Table 1 Mean scores (and SEMs) for accuracy, sensitivity (d’), response bias (c), and time to virtual ball contact for correct and incorrect trials. Note that negative biases indicate preference for the left side

Results on sensitivity (Table 1) between presentation modes revealed a significant main effect of mode, F(2, 24) = 7.72, p < .01, ηp2 = .39. Planned Helmert contrasts revealed that sensitivity for PLDs was significantly worse compared to the other two conditions (stick figures and avatars), t(12) = 3.68, p < .01, but that stick figures and avatars did not differ significantly, t(12) = 1.39, p = .18. Response bias (Table 1) was significantly different from zero for PLDs, t(12) = 2.53, p < .05, and for stick figures, t(12) = 2.93, p < .05. Observers preferred to respond to the left side in these conditions. Response biases for avatars, t(12) = .67, ns, were not different from zero.

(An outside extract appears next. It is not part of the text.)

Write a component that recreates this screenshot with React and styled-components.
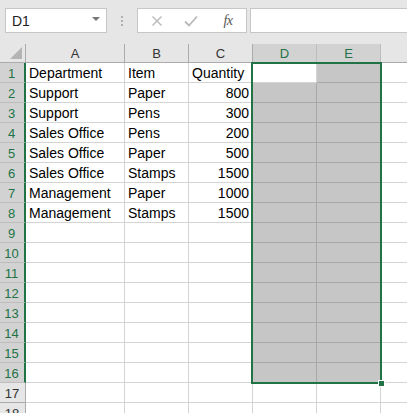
import React from 'react'
import styled, { createGlobalStyle } from 'styled-components'

const GlobalStyle = createGlobalStyle`
  html, body {
    margin: 0;
    padding: 0;
    background: #e6e6e6;
    overflow: hidden;
  }
  * { box-sizing: border-box; }
`

const GREEN = '#217346'

const Page = styled.div`
  width: 407px;
  height: 413px;
  overflow: hidden;
  background: #e6e6e6;
  font-family: "Liberation Sans", Arial, sans-serif;
`

const FormulaBar = styled.div`
  height: 44px;
  display: flex;
  align-items: flex-start;
  padding: 8px 0 0 5px;
`

const NameBox = styled.div`
  width: 102px;
  height: 25px;
  background: #fff;
  border: 1px solid #c6c6c6;
  display: flex;
  align-items: center;
  justify-content: space-between;
  padding: 0 6px;
  font-size: 14px;
  color: #222;
`

const Caret = styled.span`
  width: 0;
  height: 0;
  border-left: 4px solid transparent;
  border-right: 4px solid transparent;
  border-top: 4px solid #777;
  margin-top: -3px;
`

const Dots = styled.div`
  width: 30px;
  height: 25px;
  display: flex;
  flex-direction: column;
  align-items: center;
  justify-content: center;
  gap: 2px;
  span {
    width: 2px;
    height: 2px;
    background: #b0b0b0;
  }
`

const ButtonBox = styled.div`
  width: 110px;
  height: 25px;
  background: #fff;
  border: 1px solid #c6c6c6;
  display: flex;
  align-items: center;
  padding-left: 12px;
`

const Btn = styled.div`
  width: ${p => p.w}px;
  display: flex;
  align-items: center;
  justify-content: center;
`

const Fx = styled.span`
  font-family: "Liberation Serif", "Times New Roman", serif;
  font-style: italic;
  font-size: 14px;
  color: #555;
  letter-spacing: -0.5px;
`

const FormulaInput = styled.div`
  flex: 1;
  height: 25px;
  margin-left: 3px;
  background: #fff;
  border: 1px solid #c6c6c6;
  border-right: none;
`

const SheetWrap = styled.div`
  position: relative;
`

const Grid = styled.div`
  display: grid;
  grid-template-columns: 26px 99px 64px 64px 64px 64px 64px;
  grid-template-rows: 19px;
  grid-auto-rows: 20px;
  background: #fff;
`

const Corner = styled.div`
  background: #e6e6e6;
  border-right: 1px solid #ababab;
  border-bottom: 1px solid #ababab;
  position: relative;
  &::after {
    content: '';
    position: absolute;
    right: 3px;
    bottom: 3px;
    width: 0;
    height: 0;
    border-left: 12px solid transparent;
    border-bottom: 12px solid #b4b4b4;
  }
`

const ColHead = styled.div`
  background: ${p => (p.sel ? '#d2d2d2' : '#e6e6e6')};
  color: ${p => (p.sel ? GREEN : '#333')};
  border-right: 1px solid ${p => (p.sel ? '#bdbdbd' : '#ababab')};
  border-bottom: 1px solid #ababab;
  font-size: 13px;
  display: flex;
  align-items: center;
  justify-content: center;
  padding-top: 1px;
`

const RowHead = styled.div`
  background: ${p => (p.sel ? '#d2d2d2' : '#e6e6e6')};
  color: ${p => (p.sel ? GREEN : '#333')};
  border-right: ${p => (p.sel ? `2px solid ${GREEN}` : '1px solid #ababab')};
  border-bottom: 1px solid ${p => (p.sel ? '#bdbdbd' : '#ababab')};
  font-size: 13px;
  display: flex;
  align-items: center;
  justify-content: center;
  padding: 1px 1px 0 0;
`

const Cell = styled.div`
  background: ${p => (p.sel ? '#c6c6c6' : '#fff')};
  border-right: 1px solid ${p => (p.sel ? '#a8a8a8' : '#d4d4d4')};
  border-bottom: 1px solid ${p => (p.sel ? '#a8a8a8' : '#d4d4d4')};
  font-size: 14px;
  color: #000;
  display: flex;
  align-items: center;
  justify-content: ${p => (p.num ? 'flex-end' : 'flex-start')};
  padding: 1px 3px 0 3px;
  white-space: nowrap;
  overflow: hidden;
`

const Selection = styled.div`
  position: absolute;
  left: 251px;
  top: 18px;
  width: 131px;
  height: 322px;
  border: 2px solid ${GREEN};
  pointer-events: none;
`

const Handle = styled.div`
  position: absolute;
  right: -5px;
  bottom: -5px;
  width: 7px;
  height: 7px;
  background: ${GREEN};
  border: 1px solid #fff;
`

const data = [
  ['Department', 'Item', 'Quantity'],
  ['Support', 'Paper', 800],
  ['Support', 'Pens', 300],
  ['Sales Office', 'Pens', 200],
  ['Sales Office', 'Paper', 500],
  ['Sales Office', 'Stamps', 1500],
  ['Management', 'Paper', 1000],
  ['Management', 'Stamps', 1500],
]

const cols = ['A', 'B', 'C', 'D', 'E', '']

const Toolbar = () => (
  <FormulaBar>
    <NameBox>
      <span>D1</span>
      <Caret />
    </NameBox>
    <Dots>
      <span />
      <span />
      <span />
    </Dots>
    <ButtonBox>
      <Btn w={14}>
        <svg width="12" height="12" viewBox="0 0 12 12">
          <path d="M1.5 1.5 L10.5 10.5 M10.5 1.5 L1.5 10.5" stroke="#b9b9b9" strokeWidth="1.4" fill="none" />
        </svg>
      </Btn>
      <Btn w={54}>
        <svg width="14" height="12" viewBox="0 0 14 12">
          <path d="M1 6.5 L5 10.5 L13 1.5" stroke="#b9b9b9" strokeWidth="1.8" fill="none" />
        </svg>
      </Btn>
      <Btn w={20}>
        <Fx>fx</Fx>
      </Btn>
    </ButtonBox>
    <FormulaInput />
  </FormulaBar>
)

const Sheet = () => {
  const rows = Array.from({ length: 18 }, (_, i) => i + 1)
  return (
    <SheetWrap>
      <Grid>
        <Corner />
        {cols.map((c, i) => (
          <ColHead key={i} sel={c === 'D' || c === 'E'}>{c}</ColHead>
        ))}
        {rows.map(r => {
          const d = data[r - 1] || []
          const inSel = r <= 16
          return (
            <React.Fragment key={r}>
              <RowHead sel={inSel}>{r}</RowHead>
              <Cell>{d[0]}</Cell>
              <Cell>{d[1]}</Cell>
              <Cell num={typeof d[2] === 'number'}>{d[2]}</Cell>
              <Cell sel={inSel && r !== 1} />
              <Cell sel={inSel} />
              <Cell />
            </React.Fragment>
          )
        })}
      </Grid>
      <Selection>
        <Handle />
      </Selection>
    </SheetWrap>
  )
}

const App = () => (
  <Page>
    <GlobalStyle />
    <Toolbar />
    <Sheet />
  </Page>
)

export default App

Time to virtual ball contact

Results on time to virtual ball contact (Table 1) revealed a significant main effect of response (correct vs. incorrect), F(1,12) = 5.62, p < .05, ηp2 = .34. Times to ball contact were on average 45 ms later for correct responses than for incorrect responses. The main effect of mode, F(2,24) = 1.88, p = .18, and the Response × Mode interaction, F(3,42) = .70, ns, did not attain significance.

Percentage viewing time

Percentage viewing time for different areas of interest and for different presentation modes is shown in Fig. 3. The results of respective ANOVAs are presented in Table 2. The interesting results that can be obtained from these are the following: (1) In the static part, results show, irrespective of conditions, that gaze was directed for a similar duration of time toward the upper body, the hip, and the legs. When avatars were presented, gaze was also directed toward the head during the static part. (2) In contrast, in the first and the second half of the run up, gaze was directed mainly toward the legs irrespective of condition. (3) Results also revealed that in the static part and the first half of the run up observers directed their gaze for significantly longer toward the head and for significantly shorter toward the legs for avatars compared to PLDs and stick figures (both p < .05). (4) However, in the second half of the run-up observers showed similar gaze behavior across presentation modes.

Fig. 3

Percentage viewing time (means and standard error) on the four areas of interest: head, upper body, hip, and legs, for the three presentation modes (point-light displays, stick figures, and avatars) for each part of the stimulus presentation (static part, first half, and second half)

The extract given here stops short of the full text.